Kalbi Short Ribs

You’ll be obsessed with our take on Kalbi, aka Korean BBQ short ribs. It is one of our most popular meals for a good reason. The sauces add a little heat and depth of flavor – so drizzle away!

Servings: 2-3
Kitchen Time: 20 minutes
Allergens: egg, wheat, soy, sesame
Pairs Great With: Coconut Panna Cotta

 

Your kit includes: 

  • K&M Kalbi Short Ribs

  • K&M Spicy Stir-Fry Sauce

  • K&M Jasmine Rice

  • K&M Gochujang Aioli

  • Baby Bok Choy

  • Scallions

Pantry Items: 

  • Vegetable Oil
  • Salt & Pepper

Instructions:

PREP:

1) Preheat the grill or broiler to high heat (500ºF).
2) Remove the ribs from packaging and gently pat dry with a paper towel. Place on a baking sheet, lightly brush on a little oil, and set aside.
3) Slice the bok choy in half lengthwise and rinse well (dirt loves to hide between those layers!), then pat dry. Place the halved bok choy and scallions on another
baking sheet. Drizzle with a bit of oil, season with a pinch of salt, and set aside.

FOR OUTDOOR GRILLING:

4) Take the ribs, bok choy, scallions, and spicy stir-fry sauce to your preheated grill.
5) Place the bok choy and scallions on the grill perpendicular to the grates – go for those grill marks! Once the vegetables are charred and softened, gently
transfer to the sheet pan and drizzle with a bit of the spicy stir-fry sauce.
6) Give the grill a quick clean, then place the short ribs over the hottest part of the grill. It won’t take long to get a nice quick char (about 3-4 minutes on each side).
Remove from grill.
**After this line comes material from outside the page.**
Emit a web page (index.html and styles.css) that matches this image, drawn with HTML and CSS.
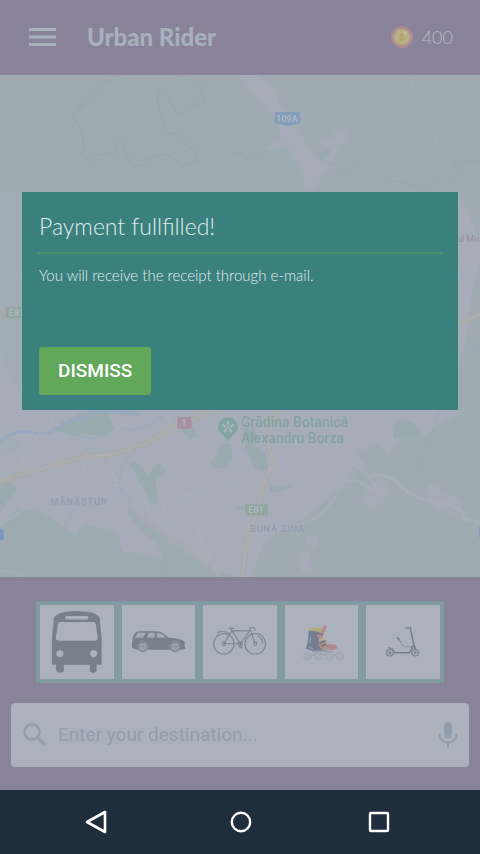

Then head back inside with your delicious spread!

FOR INDOOR COOKING:

7) On the stove, heat a cast iron skillet on medium-high heat. This is an excellent
time to turn on your hood vent!
8) Sear the ribs in the skillet quickly until well browned, turning once.
9) Slide the bok choy and scallions under the broiler until wilted and a little
charred. Drizzle vegetables with a bit of the spicy stir-fry sauce.

TO SERVE:

10) Heat the jasmine rice in the microwave with the lid slightly askew until steaming. Transfer to a bowl and fluff with a fork before serving.
11) Transfer the gochujang aioli and any remaining spicy stir-fry sauce to
serving dishes and set them on the table. Enjoy layering all of the smoky, spicy,
and sweet flavors of the ribs, bok choy, and scallions over the rice with lots of
gochujang aioli on top. Enjoy!

Ingredients:

K&M Kalbi Short Ribs (short ribs, k&m ginger scallion sauce [tamari, rice vinegar, brown sugar, sesame oil, water, garlic, scallions, ginger]), K&M Spicy Stir-Fry Sauce (tamari, sugar, ginger, garlic, grapeseed oil, fresh chili paste, sesame oil, sesame seeds), K&M Jasmine Rice (jasmine rice, water, canola oil, sea salt), K&M Gochujang Aioli (mayonnaise, rice vinegar, canola oil, gochujang chili paste, sugar).